*Goal of the exercise*
Out of the lines below, please list those that hold the string "styles".

*Supplied data*

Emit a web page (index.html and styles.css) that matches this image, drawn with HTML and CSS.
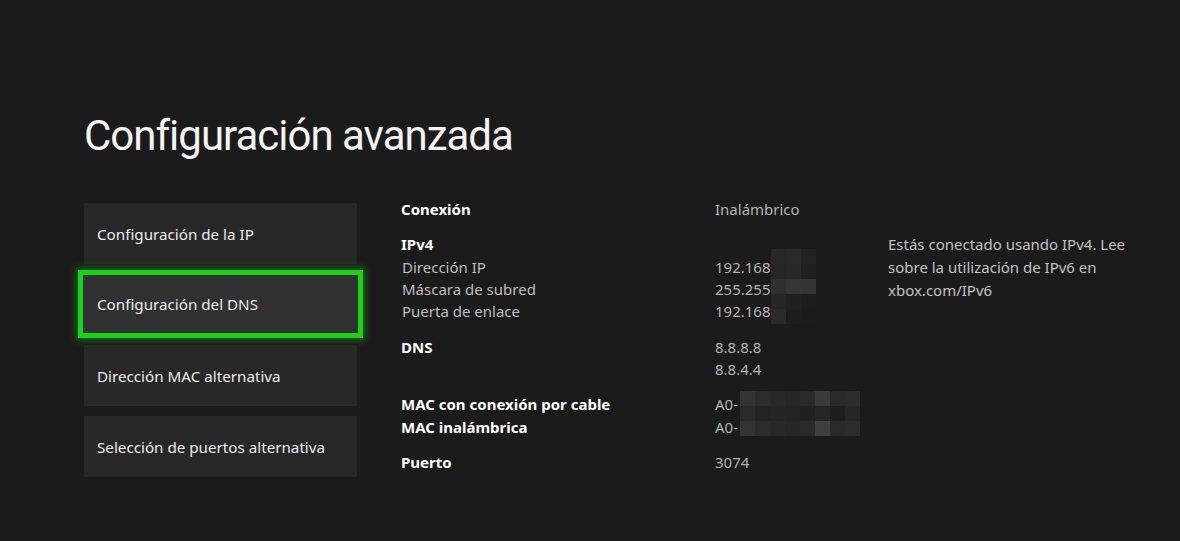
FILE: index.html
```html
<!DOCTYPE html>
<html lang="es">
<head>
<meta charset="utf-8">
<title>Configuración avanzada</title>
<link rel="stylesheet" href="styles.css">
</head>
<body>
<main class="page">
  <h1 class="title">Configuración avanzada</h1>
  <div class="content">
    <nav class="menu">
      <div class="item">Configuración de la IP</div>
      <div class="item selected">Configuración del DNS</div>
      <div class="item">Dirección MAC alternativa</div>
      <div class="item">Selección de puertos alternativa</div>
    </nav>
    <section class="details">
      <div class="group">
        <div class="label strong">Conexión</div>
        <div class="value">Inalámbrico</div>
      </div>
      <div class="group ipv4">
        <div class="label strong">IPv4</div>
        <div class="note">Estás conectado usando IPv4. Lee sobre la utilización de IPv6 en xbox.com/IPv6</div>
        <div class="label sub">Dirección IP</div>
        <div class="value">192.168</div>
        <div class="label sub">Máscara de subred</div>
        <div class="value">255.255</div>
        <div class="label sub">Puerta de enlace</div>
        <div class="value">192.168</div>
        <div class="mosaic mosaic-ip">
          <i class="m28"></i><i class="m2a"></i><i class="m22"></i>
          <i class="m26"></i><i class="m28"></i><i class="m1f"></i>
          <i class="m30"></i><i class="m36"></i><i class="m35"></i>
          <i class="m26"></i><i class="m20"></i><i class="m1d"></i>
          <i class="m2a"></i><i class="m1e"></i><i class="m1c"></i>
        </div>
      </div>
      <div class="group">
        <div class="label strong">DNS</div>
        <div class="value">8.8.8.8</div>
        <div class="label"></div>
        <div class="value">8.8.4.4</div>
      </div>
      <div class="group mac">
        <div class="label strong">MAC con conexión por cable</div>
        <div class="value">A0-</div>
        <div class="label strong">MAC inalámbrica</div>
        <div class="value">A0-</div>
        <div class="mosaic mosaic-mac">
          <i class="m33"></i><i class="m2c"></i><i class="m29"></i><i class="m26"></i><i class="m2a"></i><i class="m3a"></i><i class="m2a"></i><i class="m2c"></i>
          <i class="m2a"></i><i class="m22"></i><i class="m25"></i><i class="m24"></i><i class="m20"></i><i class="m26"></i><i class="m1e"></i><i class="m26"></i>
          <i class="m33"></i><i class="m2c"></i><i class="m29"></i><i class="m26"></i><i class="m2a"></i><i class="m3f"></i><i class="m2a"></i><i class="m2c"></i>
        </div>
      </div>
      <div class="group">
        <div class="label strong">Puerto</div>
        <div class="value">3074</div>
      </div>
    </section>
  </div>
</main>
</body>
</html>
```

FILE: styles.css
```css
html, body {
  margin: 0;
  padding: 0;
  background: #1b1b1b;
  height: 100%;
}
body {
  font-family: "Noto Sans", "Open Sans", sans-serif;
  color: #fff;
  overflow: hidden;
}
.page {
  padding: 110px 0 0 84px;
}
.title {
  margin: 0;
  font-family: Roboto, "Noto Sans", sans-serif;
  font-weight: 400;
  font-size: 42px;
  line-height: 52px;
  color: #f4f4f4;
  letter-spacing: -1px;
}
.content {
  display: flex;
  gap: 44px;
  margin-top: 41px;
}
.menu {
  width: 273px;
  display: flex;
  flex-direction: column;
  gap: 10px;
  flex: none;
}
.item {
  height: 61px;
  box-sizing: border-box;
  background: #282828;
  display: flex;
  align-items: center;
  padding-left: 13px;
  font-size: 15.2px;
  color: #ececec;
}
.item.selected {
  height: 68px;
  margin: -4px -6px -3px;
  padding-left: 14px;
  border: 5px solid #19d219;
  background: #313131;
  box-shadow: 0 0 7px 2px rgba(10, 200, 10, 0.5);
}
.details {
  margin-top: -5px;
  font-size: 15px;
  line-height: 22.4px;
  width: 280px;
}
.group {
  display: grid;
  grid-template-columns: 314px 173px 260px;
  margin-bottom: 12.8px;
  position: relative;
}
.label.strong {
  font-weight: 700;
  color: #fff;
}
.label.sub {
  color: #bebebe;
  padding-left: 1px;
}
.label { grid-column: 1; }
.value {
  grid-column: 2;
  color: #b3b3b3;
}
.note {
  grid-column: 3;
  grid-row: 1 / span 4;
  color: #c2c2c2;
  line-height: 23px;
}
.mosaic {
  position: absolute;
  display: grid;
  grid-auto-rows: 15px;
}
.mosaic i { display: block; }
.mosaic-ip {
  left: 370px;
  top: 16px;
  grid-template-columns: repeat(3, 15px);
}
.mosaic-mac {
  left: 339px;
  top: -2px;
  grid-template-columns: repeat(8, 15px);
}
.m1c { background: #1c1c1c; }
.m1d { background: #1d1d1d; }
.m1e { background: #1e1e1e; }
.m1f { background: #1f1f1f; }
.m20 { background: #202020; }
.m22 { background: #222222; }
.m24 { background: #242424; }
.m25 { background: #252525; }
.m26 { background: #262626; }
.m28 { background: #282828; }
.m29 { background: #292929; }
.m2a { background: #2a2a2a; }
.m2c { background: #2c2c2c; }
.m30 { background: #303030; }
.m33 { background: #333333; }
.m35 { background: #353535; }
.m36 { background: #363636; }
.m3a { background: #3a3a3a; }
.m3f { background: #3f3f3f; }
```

*Exercise answer*
Emit a web page (index.html and styles.css) that matches this image, drawn with HTML and CSS.
<link rel="stylesheet" href="styles.css">
FILE: styles.css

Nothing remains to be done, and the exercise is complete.